Rows from a dataset of pages and code
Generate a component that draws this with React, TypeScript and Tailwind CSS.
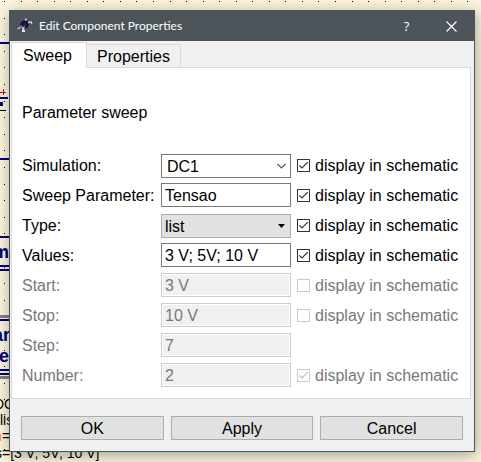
import React from "react";

const FONT = "font-['Liberation_Sans',Arial,sans-serif]";

function Canvas() {
  const dots: React.ReactElement[] = [];
  for (let i = 0; i < 60; i++) {
    for (let j = 0; j < 60; j++) {
      dots.push(
        <rect key={`${i}-${j}`} x={Math.round(4 + i * 16.55)} y={Math.round(1 + j * 16.6)} width="1" height="1" fill="#000" />
      );
    }
  }
  return (
    <svg
      className="absolute inset-0 h-full w-full font-['Liberation_Sans',Arial,sans-serif]"
      shapeRendering="crispEdges"
      aria-hidden="true"
    >
      {dots}
      <g fill="#00007f">
        <rect x="0" y="42" width="12" height="2" />
        <rect x="0" y="97" width="8" height="2" />
        <rect x="0" y="102" width="3" height="4" />
        <rect x="0" y="158" width="12" height="2" />
        <rect x="0" y="236" width="12" height="2" />
        <rect x="0" y="265" width="12" height="2" />
        <rect x="0" y="269" width="12" height="2" />
        <rect x="0" y="319" width="12" height="2" />
        <rect x="0" y="369" width="12" height="2" />
        <rect x="0" y="373" width="12" height="2" />
      </g>
      <rect x="0" y="315" width="12" height="3" fill="#808080" />
      <rect x="0" y="376" width="12" height="3" fill="#808080" />
      <path d="M0 92.5H6M3.5 89V95" stroke="#e00000" />
      <path d="M0 110.5H6" stroke="#000" />
      <g fill="#00007f" fontSize="18" fontWeight="700">
        <text x="-7" y="258">m</text>
        <text x="-7" y="341">ar</text>
        <text x="-1" y="362">e</text>
      </g>
      <g fontSize="14">
        <text x="-6" y="409">DC</text>
        <text x="0" y="425">lis</text>
        <text x="-6" y="441" fill="#ff7f00">n</text>
        <text x="2" y="441">=</text>
        <text x="-5" y="458">s=[3 V; 5V; 10 V]</text>
      </g>
    </svg>
  );
}

function AppIcon() {
  return (
    <svg width="16" height="16" viewBox="0 0 16 16" aria-hidden="true">
      <path d="M3 6 5 3 8 2 11 4 12 7 10 10 7 11 4 9Z" fill="#14142a" />
      <path d="M7 5 10 6 9 9 6 8Z" fill="#3a2038" />
      <path d="M8 2.5 9.5 0.5M11 4.5 15 4M14 4 15 6M4 9 0.5 11" stroke="#c9cbe0" strokeWidth="1.4" fill="none" />
      <path d="M6 9 6.5 13.5M5 13H8" stroke="#dfe3f4" strokeWidth="1.8" fill="none" />
      <path d="M4.5 7 4 10M7 8 7.5 11" stroke="#6474b8" strokeWidth="1.5" />
    </svg>
  );
}

type CheckProps = { id: string; checked: boolean; disabled?: boolean };

function SchematicCheck({ id, checked, disabled }: CheckProps) {
  return (
    <label
      htmlFor={id}
      className={`flex h-6 items-center gap-[5px] whitespace-nowrap ${disabled ? "text-[#787878]" : "text-black"}`}
    >
      <span className="grid">
        <input
          id={id}
          type="checkbox"
          defaultChecked={checked}
          disabled={disabled}
          className="peer col-start-1 row-start-1 size-[13px] appearance-none border border-[#333333] bg-white disabled:border-[#cccccc]"
        />
        <svg
          viewBox="0 0 13 13"
          className="pointer-events-none invisible col-start-1 row-start-1 size-[13px] text-[#333333] peer-checked:visible peer-disabled:text-[#bcbcbc]"
          aria-hidden="true"
        >
          <path d="M2.3 6.3 5 9 10.8 3.2" stroke="currentColor" strokeWidth="1.2" fill="none" />
        </svg>
      </span>
      <span className="pt-[2px]">display in schematic</span>
    </label>
  );
}

type Row = {
  id: string;
  label: string;
  value: string;
  kind: "combo" | "text" | "select";
  disabled?: boolean;
  check?: boolean;
};

const rows: Row[] = [
  { id: "simulation", label: "Simulation:", value: "DC1", kind: "combo", check: true },
  { id: "parameter", label: "Sweep Parameter:", value: "Tensao", kind: "text", check: true },
  { id: "type", label: "Type:", value: "list", kind: "select", check: true },
  { id: "values", label: "Values:", value: "3 V; 5V; 10 V", kind: "text", check: true },
  { id: "start", label: "Start:", value: "3 V", kind: "text", disabled: true, check: false },
  { id: "stop", label: "Stop:", value: "10 V", kind: "text", disabled: true, check: false },
  { id: "step", label: "Step:", value: "7", kind: "text", disabled: true },
  { id: "number", label: "Number:", value: "2", kind: "text", disabled: true, check: true },
];

function Field({ row }: { row: Row }) {
  if (row.kind === "text") {
    return (
      <input
        id={row.id}
        type="text"
        defaultValue={row.value}
        disabled={row.disabled}
        className="h-6 w-full min-w-0 border border-[#7a7a7a] bg-white px-[3px] pt-[2px] text-black disabled:border-[#cccccc] disabled:bg-[#f0f0f0] disabled:text-[#787878] disabled:shadow-[inset_0_0_0_1px_#ffffff]"
      />
    );
  }
  const combo = row.kind === "combo";
  return (
    <div className="grid items-center">
      <select
        id={row.id}
        defaultValue={row.value}
        className={`col-start-1 row-start-1 h-6 w-full appearance-none border pr-5 leading-6 text-black ${
          combo ? "border-[#7a7a7a] bg-white pl-[5px]" : "border-[#adadad] bg-[#e1e1e1] pl-[3px]"
        }`}
      >
        <option>{row.value}</option>
      </select>
      <svg
        width="9"
        height="6"
        viewBox="0 0 9 6"
        className="pointer-events-none col-start-1 row-start-1 mr-[5px] justify-self-end"
        aria-hidden="true"
      >
        {combo ? (
          <path d="M0.5 1 4.5 5 8.5 1" stroke="#555" strokeWidth="1.1" fill="none" />
        ) : (
          <path d="M1 1H8L4.5 5Z" fill="#000" />
        )}
      </svg>
    </div>
  );
}

export default function App() {
  return (
    <div className={`relative min-h-screen overflow-hidden bg-[#fbf5de] pt-[10px] pr-[6px] pb-[10px] pl-[9px] text-[16px] leading-6 text-black ${FONT}`}>
      <Canvas />
      <main className="relative border border-[#4c545a] bg-[#f0f0f0] shadow-[1px_3px_14px_rgba(0,0,0,0.35)]">
        <header className="flex h-[30px] items-center bg-[#4c545a] pl-[7px] text-white">
          <AppIcon />
          <h1 className="ml-[6px] flex-1 font-['Lato',sans-serif] text-[12px] leading-4">Edit Component Properties</h1>
          <button type="button" aria-label="Help" className="w-[45px] font-['Open_Sans',sans-serif] text-[13px] leading-4">
            ?
          </button>
          <button type="button" aria-label="Close" className="flex w-[45px] justify-center">
            <svg width="11" height="11" viewBox="0 0 11 11" aria-hidden="true">
              <path d="M0.5 0.5 10.5 10.5M10.5 0.5 0.5 10.5" stroke="#fff" strokeWidth="1.2" />
            </svg>
          </button>
        </header>

        <div className="pt-px pr-[3px] pl-px">
          <div role="tablist" className="flex items-end">
            <button
              type="button"
              role="tab"
              aria-selected="true"
              className="z-10 -mb-px h-[26px] w-[76px] border border-b-0 border-[#d9d9d9] bg-white pr-[3px]"
            >
              Sweep
            </button>
            <button
              type="button"
              role="tab"
              aria-selected="false"
              className="h-[23px] w-[94px] border border-b-0 border-l-0 border-[#d9d9d9] bg-[#f0f0f0] pt-px leading-[22px]"
            >
              Properties
            </button>
          </div>
          <section role="tabpanel" className="border border-[#d9d9d9] bg-white px-[10px] pt-[33px] pb-[11px]">
            <h2 className="mb-7">Parameter sweep</h2>
            <div className="flex flex-col gap-[6px]">
              {rows.map((row) => (
                <div key={row.id} className="grid h-6 grid-cols-[133px_1fr_163px] gap-x-[6px]">
                  <label
                    htmlFor={row.id}
                    className={`leading-[26px] whitespace-nowrap ${row.disabled ? "text-[#787878]" : "text-black"}`}
                  >
                    {row.label}
                  </label>
                  <Field row={row} />
                  {row.check !== undefined && (
                    <SchematicCheck id={`${row.id}-show`} checked={row.check} disabled={row.disabled} />
                  )}
                </div>
              ))}
            </div>
          </section>
        </div>

        <footer className="grid grid-cols-3 gap-[7px] px-[11px] pt-[17px] pb-[11px]">
          {["OK", "Apply", "Cancel"].map((name) => (
            <button key={name} type="button" className="h-6 border border-[#adadad] bg-[#e1e1e1] pt-px leading-[22px]">
              {name}
            </button>
          ))}
        </footer>
      </main>
    </div>
  );
}
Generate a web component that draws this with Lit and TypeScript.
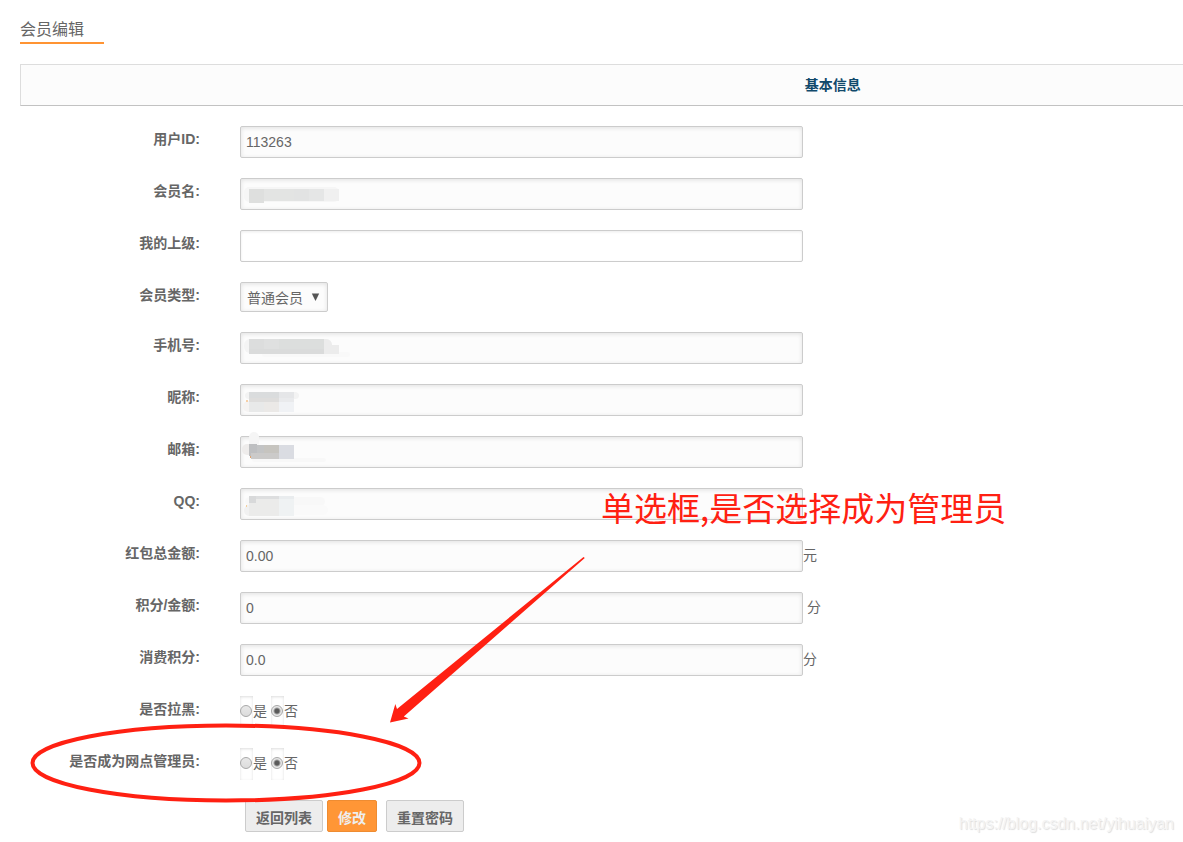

• **Required task**: Locate each line with the word "this" and copy it.

• **Exercise result**:
Generate a component that draws this with React, TypeScript and Tailwind CSS.
Generate a web component that draws this with Lit and TypeScript.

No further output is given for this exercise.